- [Directions for this task]: For this exercise, repeat all of the material verbatim apart from its images.

───── Data ─────

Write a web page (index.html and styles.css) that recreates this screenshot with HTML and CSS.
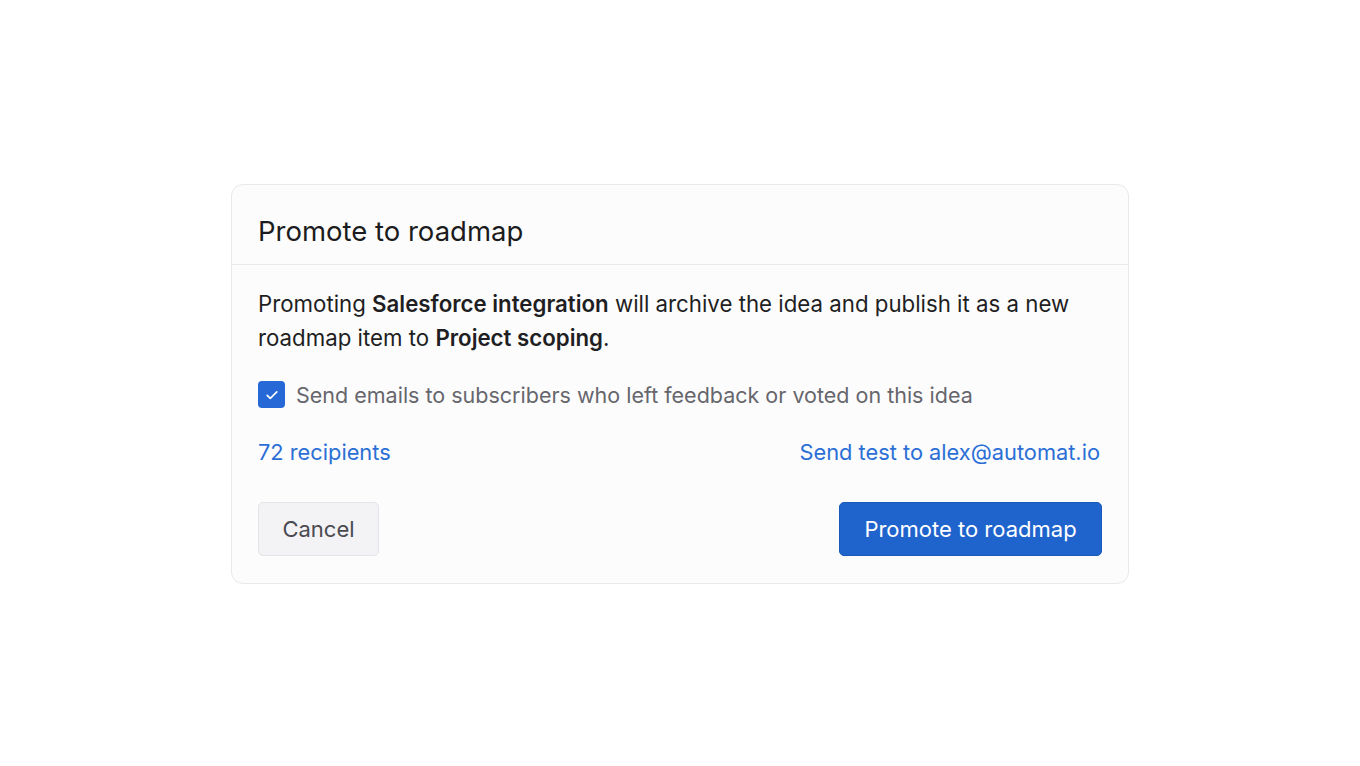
FILE: index.html
```html
<!DOCTYPE html>
<html lang="en">
<head>
<meta charset="utf-8">
<title>Promote to roadmap</title>
<link rel="stylesheet" href="styles.css">
</head>
<body>
<div class="page">
  <div class="dialog">
    <div class="dialog-header">
      <h1 class="title">Promote to roadmap</h1>
    </div>
    <div class="dialog-body">
      <p class="desc">Promoting <strong>Salesforce integration</strong> will archive the idea and publish it as a new roadmap item to <strong>Project scoping</strong>.</p>
      <label class="check-row">
        <span class="checkbox">
          <svg width="16" height="16" viewBox="0 0 16 16" fill="none"><path d="M3.2 8.3l3.1 3 6.5-6.4" stroke="#fff" stroke-width="1.7" stroke-linecap="round" stroke-linejoin="round"/></svg>
        </span>
        <span class="check-label">Send emails to subscribers who left feedback or voted on this idea</span>
      </label>
      <div class="links">
        <a class="link" href="#">72 recipients</a>
        <a class="link" href="#">Send test to alex@automat.io</a>
      </div>
      <div class="actions">
        <button class="btn btn-secondary">Cancel</button>
        <button class="btn btn-primary">Promote to roadmap</button>
      </div>
    </div>
  </div>
</div>
</body>
</html>
```
FILE: styles.css
```css
* { box-sizing: border-box; }
html, body { margin: 0; padding: 0; background: #ffffff; }
body { font-family: Inter, "Noto Sans", sans-serif; color: #1f1f23; }
.page {
  width: 1360px;
  height: 766px;
  display: flex;
  align-items: center;
  justify-content: center;
}
.dialog {
  width: 898px;
  height: 400px;
  margin-top: 2px;
  background: #fcfcfd;
  border: 1px solid #e9e9ed;
  border-radius: 12px;
  display: flex;
  flex-direction: column;
}
.dialog-header {
  height: 80px;
  padding: 30px 26px 0 26px;
  border-bottom: 1px solid #e9e9ed;
}
.title {
  margin: 0;
  font-size: 27.5px;
  font-weight: 400;
  line-height: 32px;
  color: #1c1c20;
}
.dialog-body {
  padding: 22px 26px 0 26px;
  display: flex;
  flex-direction: column;
}
.desc {
  margin: 0;
  font-size: 22.25px;
  line-height: 34px;
  color: #1f1f23;
}
.desc strong { font-weight: 600; }
.check-row {
  margin-top: 26px;
  display: flex;
  align-items: center;
  gap: 11px;
  height: 27px;
}
.checkbox {
  width: 27px;
  height: 27px;
  border-radius: 4px;
  background: #2668d6;
  display: flex;
  align-items: center;
  justify-content: center;
  flex: none;
}
.check-label {
  font-size: 21.5px;
  line-height: 28px;
  color: #66666c;
}
.links {
  margin-top: 30px;
  display: flex;
  justify-content: space-between;
  height: 28px;
  align-items: center;
  padding-right: 2px;
}
.link {
  font-size: 21.8px;
  line-height: 28px;
  color: #2b6fd6;
  text-decoration: none;
}
.actions {
  margin-top: 36px;
  display: flex;
  justify-content: space-between;
}
.btn {
  height: 54px;
  font-family: inherit;
  font-size: 22px;
  border-radius: 5px;
  padding: 0;
  cursor: pointer;
}
.btn-secondary {
  width: 121px;
  background: #f3f2f5;
  border: 1px solid #e4e3e8;
  color: #4a4a50;
}
.btn-primary {
  width: 263px;
  background: #1f63cc;
  border: 1px solid #1b59b9;
  color: #ffffff;
}
```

─────

- [Answer to this task]:
Write a web page (index.html and styles.css) that recreates this screenshot with HTML and CSS.
FILE: index.html
```html
<!DOCTYPE html>
<html lang="en">
<head>
<meta charset="utf-8">
<title>Promote to roadmap</title>
<link rel="stylesheet" href="styles.css">
</head>
<body>
<div class="page">
  <div class="dialog">
    <div class="dialog-header">
      <h1 class="title">Promote to roadmap</h1>
    </div>
    <div class="dialog-body">
      <p class="desc">Promoting <strong>Salesforce integration</strong> will archive the idea and publish it as a new roadmap item to <strong>Project scoping</strong>.</p>
      <label class="check-row">
        <span class="checkbox">
          <svg width="16" height="16" viewBox="0 0 16 16" fill="none"><path d="M3.2 8.3l3.1 3 6.5-6.4" stroke="#fff" stroke-width="1.7" stroke-linecap="round" stroke-linejoin="round"/></svg>
        </span>
        <span class="check-label">Send emails to subscribers who left feedback or voted on this idea</span>
      </label>
      <div class="links">
        <a class="link" href="#">72 recipients</a>
        <a class="link" href="#">Send test to alex@automat.io</a>
      </div>
      <div class="actions">
        <button class="btn btn-secondary">Cancel</button>
        <button class="btn btn-primary">Promote to roadmap</button>
      </div>
    </div>
  </div>
</div>
</body>
</html>
```
FILE: styles.css
```css
* { box-sizing: border-box; }
html, body { margin: 0; padding: 0; background: #ffffff; }
body { font-family: Inter, "Noto Sans", sans-serif; color: #1f1f23; }
.page {
  width: 1360px;
  height: 766px;
  display: flex;
  align-items: center;
  justify-content: center;
}
.dialog {
  width: 898px;
  height: 400px;
  margin-top: 2px;
  background: #fcfcfd;
  border: 1px solid #e9e9ed;
  border-radius: 12px;
  display: flex;
  flex-direction: column;
}
.dialog-header {
  height: 80px;
  padding: 30px 26px 0 26px;
  border-bottom: 1px solid #e9e9ed;
}
.title {
  margin: 0;
  font-size: 27.5px;
  font-weight: 400;
  line-height: 32px;
  color: #1c1c20;
}
.dialog-body {
  padding: 22px 26px 0 26px;
  display: flex;
  flex-direction: column;
}
.desc {
  margin: 0;
  font-size: 22.25px;
  line-height: 34px;
  color: #1f1f23;
}
.desc strong { font-weight: 600; }
.check-row {
  margin-top: 26px;
  display: flex;
  align-items: center;
  gap: 11px;
  height: 27px;
}
.checkbox {
  width: 27px;
  height: 27px;
  border-radius: 4px;
  background: #2668d6;
  display: flex;
  align-items: center;
  justify-content: center;
  flex: none;
}
.check-label {
  font-size: 21.5px;
  line-height: 28px;
  color: #66666c;
}
.links {
  margin-top: 30px;
  display: flex;
  justify-content: space-between;
  height: 28px;
  align-items: center;
  padding-right: 2px;
}
.link {
  font-size: 21.8px;
  line-height: 28px;
  color: #2b6fd6;
  text-decoration: none;
}
.actions {
  margin-top: 36px;
  display: flex;
  justify-content: space-between;
}
.btn {
  height: 54px;
  font-family: inherit;
  font-size: 22px;
  border-radius: 5px;
  padding: 0;
  cursor: pointer;
}
.btn-secondary {
  width: 121px;
  background: #f3f2f5;
  border: 1px solid #e4e3e8;
  color: #4a4a50;
}
.btn-primary {
  width: 263px;
  background: #1f63cc;
  border: 1px solid #1b59b9;
  color: #ffffff;
}
```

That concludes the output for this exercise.